begin
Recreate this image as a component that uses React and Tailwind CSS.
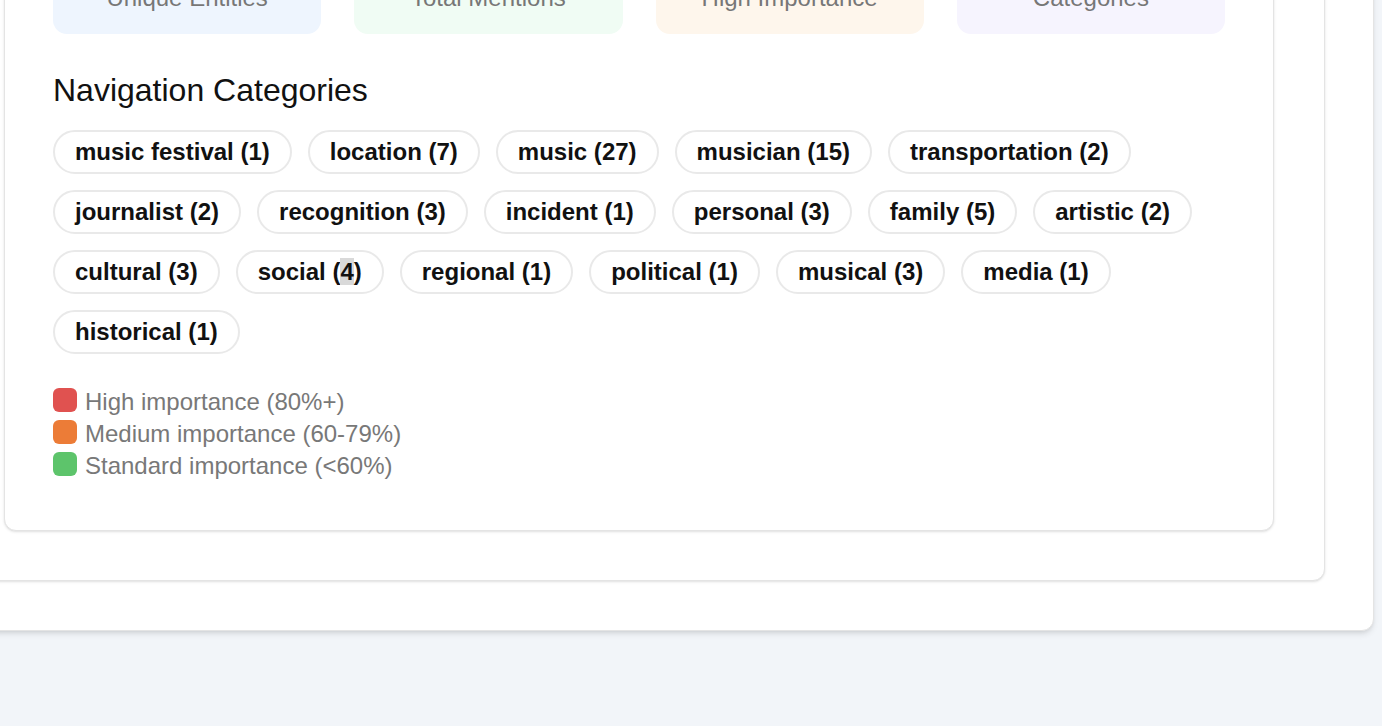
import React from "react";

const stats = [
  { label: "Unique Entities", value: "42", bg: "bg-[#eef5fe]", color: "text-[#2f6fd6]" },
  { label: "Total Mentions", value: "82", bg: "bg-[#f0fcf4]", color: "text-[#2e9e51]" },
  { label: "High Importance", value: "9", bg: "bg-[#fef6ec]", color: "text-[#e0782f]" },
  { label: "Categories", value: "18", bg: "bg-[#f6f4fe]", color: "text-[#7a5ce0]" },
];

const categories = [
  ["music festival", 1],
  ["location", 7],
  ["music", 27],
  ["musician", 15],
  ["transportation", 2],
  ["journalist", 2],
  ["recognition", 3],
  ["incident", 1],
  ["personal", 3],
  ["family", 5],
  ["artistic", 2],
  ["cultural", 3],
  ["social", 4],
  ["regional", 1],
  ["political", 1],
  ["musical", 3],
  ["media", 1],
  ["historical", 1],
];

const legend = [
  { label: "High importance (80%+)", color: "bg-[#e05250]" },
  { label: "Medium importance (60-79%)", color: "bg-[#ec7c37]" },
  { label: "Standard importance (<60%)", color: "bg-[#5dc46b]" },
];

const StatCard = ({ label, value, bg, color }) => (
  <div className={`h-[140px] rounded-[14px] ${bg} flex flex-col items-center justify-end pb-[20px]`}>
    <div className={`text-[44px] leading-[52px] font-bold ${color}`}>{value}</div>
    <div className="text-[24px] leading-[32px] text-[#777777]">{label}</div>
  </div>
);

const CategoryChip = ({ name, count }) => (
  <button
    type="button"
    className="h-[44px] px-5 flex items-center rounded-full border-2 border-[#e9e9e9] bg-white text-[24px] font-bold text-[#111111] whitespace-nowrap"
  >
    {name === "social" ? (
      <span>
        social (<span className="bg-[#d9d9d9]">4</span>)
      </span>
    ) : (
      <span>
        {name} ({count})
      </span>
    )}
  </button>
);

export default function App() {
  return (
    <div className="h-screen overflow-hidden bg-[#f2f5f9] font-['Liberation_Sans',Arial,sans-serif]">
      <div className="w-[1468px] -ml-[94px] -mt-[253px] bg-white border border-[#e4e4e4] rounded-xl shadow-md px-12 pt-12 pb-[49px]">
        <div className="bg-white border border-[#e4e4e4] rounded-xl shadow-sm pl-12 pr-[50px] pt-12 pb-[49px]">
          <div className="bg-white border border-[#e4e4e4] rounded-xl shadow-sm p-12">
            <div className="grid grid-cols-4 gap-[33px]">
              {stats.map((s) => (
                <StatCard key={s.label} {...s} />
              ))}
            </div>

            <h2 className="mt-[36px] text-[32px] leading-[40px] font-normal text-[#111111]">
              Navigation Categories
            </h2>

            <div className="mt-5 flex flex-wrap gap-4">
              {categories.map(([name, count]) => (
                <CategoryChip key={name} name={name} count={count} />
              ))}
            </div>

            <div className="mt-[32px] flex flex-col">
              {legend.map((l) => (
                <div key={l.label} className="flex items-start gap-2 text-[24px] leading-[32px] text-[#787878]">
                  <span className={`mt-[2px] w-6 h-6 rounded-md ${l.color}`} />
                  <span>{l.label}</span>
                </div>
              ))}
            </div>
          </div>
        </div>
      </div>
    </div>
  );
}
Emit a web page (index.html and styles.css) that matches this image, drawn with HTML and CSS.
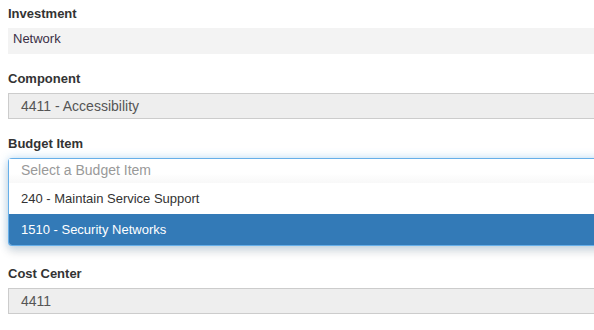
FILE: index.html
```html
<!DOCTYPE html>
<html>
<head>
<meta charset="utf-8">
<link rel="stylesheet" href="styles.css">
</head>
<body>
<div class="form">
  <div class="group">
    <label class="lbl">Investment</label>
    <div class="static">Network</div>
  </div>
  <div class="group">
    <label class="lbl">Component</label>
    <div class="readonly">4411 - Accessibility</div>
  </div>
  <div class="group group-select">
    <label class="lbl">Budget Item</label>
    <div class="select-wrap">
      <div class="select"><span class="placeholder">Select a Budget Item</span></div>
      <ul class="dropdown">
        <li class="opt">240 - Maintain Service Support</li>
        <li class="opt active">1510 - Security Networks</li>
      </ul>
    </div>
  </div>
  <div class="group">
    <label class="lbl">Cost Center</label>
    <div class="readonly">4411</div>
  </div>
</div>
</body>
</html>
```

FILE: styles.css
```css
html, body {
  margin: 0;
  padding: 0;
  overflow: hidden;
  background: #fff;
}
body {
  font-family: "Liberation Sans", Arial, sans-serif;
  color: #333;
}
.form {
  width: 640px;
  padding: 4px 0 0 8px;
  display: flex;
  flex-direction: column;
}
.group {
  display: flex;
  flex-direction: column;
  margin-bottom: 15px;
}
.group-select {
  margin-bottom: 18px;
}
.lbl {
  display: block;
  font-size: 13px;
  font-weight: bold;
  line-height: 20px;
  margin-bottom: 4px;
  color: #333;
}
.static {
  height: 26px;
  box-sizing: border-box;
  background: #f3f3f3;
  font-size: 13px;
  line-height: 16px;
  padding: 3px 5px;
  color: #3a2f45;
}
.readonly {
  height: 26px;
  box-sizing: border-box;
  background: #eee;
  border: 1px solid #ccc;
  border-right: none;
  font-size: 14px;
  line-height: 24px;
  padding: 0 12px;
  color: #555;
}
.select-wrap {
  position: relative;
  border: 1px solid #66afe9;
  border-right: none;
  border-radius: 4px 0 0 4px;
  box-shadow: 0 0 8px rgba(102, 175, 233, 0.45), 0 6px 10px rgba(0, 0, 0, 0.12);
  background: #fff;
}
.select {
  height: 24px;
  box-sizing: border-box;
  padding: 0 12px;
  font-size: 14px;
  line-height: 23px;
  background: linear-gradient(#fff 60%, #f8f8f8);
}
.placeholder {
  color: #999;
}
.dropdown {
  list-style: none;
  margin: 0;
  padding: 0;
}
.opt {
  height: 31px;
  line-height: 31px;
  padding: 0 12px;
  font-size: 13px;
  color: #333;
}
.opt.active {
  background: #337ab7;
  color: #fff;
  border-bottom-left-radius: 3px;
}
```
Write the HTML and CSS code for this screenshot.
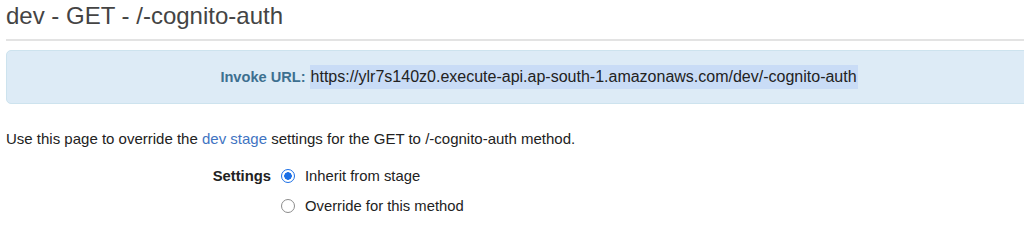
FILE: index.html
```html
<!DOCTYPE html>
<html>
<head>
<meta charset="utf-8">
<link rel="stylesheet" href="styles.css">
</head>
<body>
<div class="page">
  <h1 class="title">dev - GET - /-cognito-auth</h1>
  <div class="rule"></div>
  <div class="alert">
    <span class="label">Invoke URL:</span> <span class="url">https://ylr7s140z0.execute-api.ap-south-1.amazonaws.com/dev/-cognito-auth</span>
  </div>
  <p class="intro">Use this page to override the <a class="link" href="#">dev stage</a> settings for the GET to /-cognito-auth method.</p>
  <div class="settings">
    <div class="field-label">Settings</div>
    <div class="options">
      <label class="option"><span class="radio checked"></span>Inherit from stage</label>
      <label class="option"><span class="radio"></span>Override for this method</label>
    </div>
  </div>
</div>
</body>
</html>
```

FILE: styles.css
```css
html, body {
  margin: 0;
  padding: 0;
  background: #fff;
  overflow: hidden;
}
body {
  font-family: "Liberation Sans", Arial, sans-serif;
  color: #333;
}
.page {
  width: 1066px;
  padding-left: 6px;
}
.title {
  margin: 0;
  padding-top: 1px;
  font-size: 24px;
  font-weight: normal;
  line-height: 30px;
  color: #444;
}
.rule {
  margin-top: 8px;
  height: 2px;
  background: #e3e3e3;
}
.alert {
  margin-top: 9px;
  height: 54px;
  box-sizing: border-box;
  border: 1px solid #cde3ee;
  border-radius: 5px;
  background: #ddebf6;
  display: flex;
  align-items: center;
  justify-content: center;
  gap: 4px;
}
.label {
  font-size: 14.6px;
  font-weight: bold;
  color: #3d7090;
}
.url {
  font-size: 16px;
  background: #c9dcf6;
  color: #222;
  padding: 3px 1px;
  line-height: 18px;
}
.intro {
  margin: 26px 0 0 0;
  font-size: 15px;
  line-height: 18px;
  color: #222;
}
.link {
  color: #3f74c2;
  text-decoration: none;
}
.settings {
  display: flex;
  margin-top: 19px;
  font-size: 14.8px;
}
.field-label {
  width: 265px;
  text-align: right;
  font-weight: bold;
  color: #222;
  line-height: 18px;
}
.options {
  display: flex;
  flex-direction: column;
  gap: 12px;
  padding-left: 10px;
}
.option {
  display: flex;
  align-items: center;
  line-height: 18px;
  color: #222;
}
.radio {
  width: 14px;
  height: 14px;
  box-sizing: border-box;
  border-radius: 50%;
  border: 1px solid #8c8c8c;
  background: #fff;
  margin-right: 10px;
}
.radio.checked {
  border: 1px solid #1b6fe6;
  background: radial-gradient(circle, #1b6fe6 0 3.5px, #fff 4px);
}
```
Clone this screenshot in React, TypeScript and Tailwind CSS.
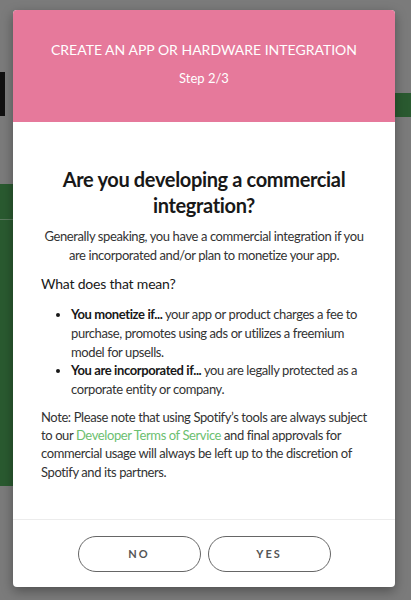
end
**Exercise description:** Tally how many lines in the material above hold the word "screenshot". Write only that number.

**Solution to this problem:** 2